Produced by Joe Wilkinson

Anyone who can produce a show like Monday’s Salute To Veterans, featuring a large roster of vocalists and instrumentalists, deserves kudos for getting it all together and out onto the Jazz Depot stage. If that person is actually performing as well as producing, the feat is still more impressive.

But if the producer-performer recently celebrated his 90th birthday, it’s not just impressive – it’s pretty much unparalleled.

This year, pianist-vocalist-producer – and nonagenarian – Joe Wilkinson is once again at the helm for what has become a Jazz Depot tradition: the Salute to Veterans Memorial Day concert emphasizing patriotic and World War II-era music that’s free to any member or former member of the United States Armed Services. And, as has been the case in the past, he’ll also play some piano and sing a number or two – although, he says, he’s going to keep the latter to a minimum this time around.

“Our annual Memorial Day concert is a salute to our veterans, and a way to thank them for their service,” said Jason McIntosh, Oklahoma Jazz Hall of Fame CEO. “And everyone loves working with Joe–ninety years old and still going strong. It’s inspiring that this WWII vet is still producing and directing shows.
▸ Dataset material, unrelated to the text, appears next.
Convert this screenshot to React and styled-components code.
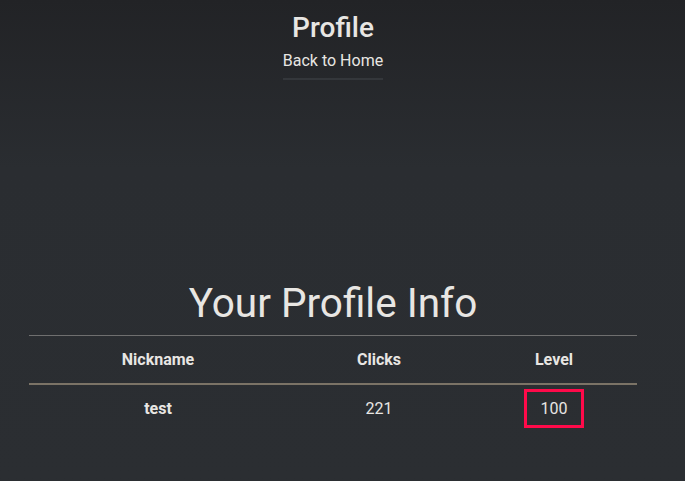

He represents the Greatest Generation well.”cp_003

“Well, my voice is growing old, just like my body, and when I listen to it, I’m beginning not to be happy with what I hear,” explains Wilkinson. “So although I’m probably going to sing at least one tune, just for fun, I’ve got Darell Christopher doing what I did last year, which is `Kalamazoo’ and `Chattanooga Choo Choo.'”

Except for Jazz Depot favorite Christopher and singer Amanda Mansheim, the vocalists on the program were all aboard for last year’s Salute to Veterans. They include Angie Cockrell, Larry Cochran, Pam Van Dyke Crosby, Emily Chappell, and Sue Warwick.
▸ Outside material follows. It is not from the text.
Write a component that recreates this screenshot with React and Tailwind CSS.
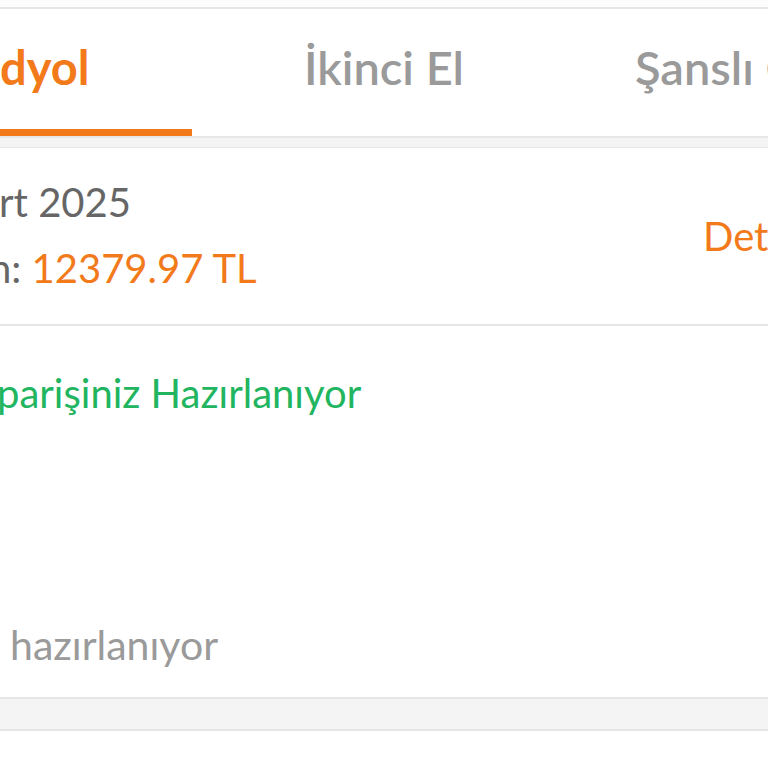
import React from "react";

const font = { fontFamily: "Lato, 'Noto Sans', sans-serif" };

function Tab({ label, active, className }) {
  return (
    <div className={`flex flex-col justify-between h-full ${className}`}>
      <div
        className={`pt-[35px] text-[47px] leading-none whitespace-nowrap ${
          active ? "font-bold text-[#f27a1a]" : "font-semibold text-[#9a9a9a]"
        }`}
      >
        {label}
      </div>
      <div className={`h-[7px] ${active ? "bg-[#f27a1a]" : "bg-transparent"}`} />
    </div>
  );
}

export default function App() {
  return (
    <div className="w-[768px] h-[768px] overflow-hidden bg-white" style={font}>
      {/* top strip */}
      <div className="h-[7px] bg-[#fcfcfc]" />

      {/* tabs */}
      <div className="flex h-[131px] border-t-2 border-b-2 border-[#e6e6e6] bg-white overflow-hidden">
        <Tab label="dyol" active className="w-[192px] shrink-0" />
        <Tab label="İkinci El" className="w-[384px] shrink-0 items-center" />
        <Tab label="Şanslı Çekiliş" className="shrink-0 pl-[59px]" />
      </div>

      {/* gap */}
      <div className="h-[10px] bg-[#f4f4f4] border-b border-[#e6e6e6]" />

      {/* order header card */}
      <div className="flex items-start h-[178px] border-b-2 border-[#e6e6e6] overflow-hidden">
        <div className="w-[703px] shrink-0 pt-[34px] text-[40px] leading-none whitespace-nowrap">
          <div className="text-[#666666] -ml-[1px]">rt 2025</div>
          <div className="mt-[26px] -ml-[11px]">
            <span className="text-[#666666]">n: </span>
            <span className="text-[#f27a1a]">12379.97 TL</span>
          </div>
        </div>
        <div className="self-center text-[40px] leading-none text-[#f27a1a] whitespace-nowrap">
          Detaylar
        </div>
      </div>

      {/* status card */}
      <div className="h-[373px] border-b-2 border-[#e6e6e6] overflow-hidden">
        <div className="pt-[47px] text-[40px] leading-none text-[#22b55f] whitespace-nowrap -ml-[3px]">
          parişiniz Hazırlanıyor
        </div>
        <div className="mt-[211px] pl-[10px] text-[41px] leading-none text-[#9a9a9a] whitespace-nowrap">
          hazırlanıyor
        </div>
      </div>

      {/* gap */}
      <div className="h-[32px] bg-[#f4f4f4] border-b-2 border-[#e6e6e6]" />
      <div className="h-[40px] bg-white" />
    </div>
  );
}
“Amanda and I did some things together three or four years ago, and then she was expecting another child and it was time to get off the stage for a while,” notes Wilkinson. “After that, she had some throat problems. But she’s back and running. In fact, she’ll be singing on `Boogie Woogie Bugle Boy.’ We’re going to do that with a trio of girls, kind of like the Andrews Sisters. Angie will handle the melody, Sue will do the alto work, and Amanda’s doing the soprano part– and she’s an opera singer, so she’ll get there.

“I’ve got Emily, who sang `I’ll Never Smile Again’ last year, doing that one again, and I’ve also gotten her to do `Indian Summer.’ Those are two of my all-time favorites.”

Also returning from last year – in addition to emcee John Wooley, of Public Radio Tulsa’s Swing on This program – are trumpeter Mike Bennett and bassist Jordan Hehl, joining new pianists Tim Shadley and Larry Mitchell, along with Wilkinson himself.

“Tim will be our main piano man,” says Wilkinson. “His primary instrument is trombone, but he’s taken a real hold on piano, and I mean he really works that sucker. Larry Mitchell worked with us at Guthrie Green last year, and he’s a good pianist. He fits the bill real well. I’m probably going to do a minimum amount of playing, but I do have my favorites.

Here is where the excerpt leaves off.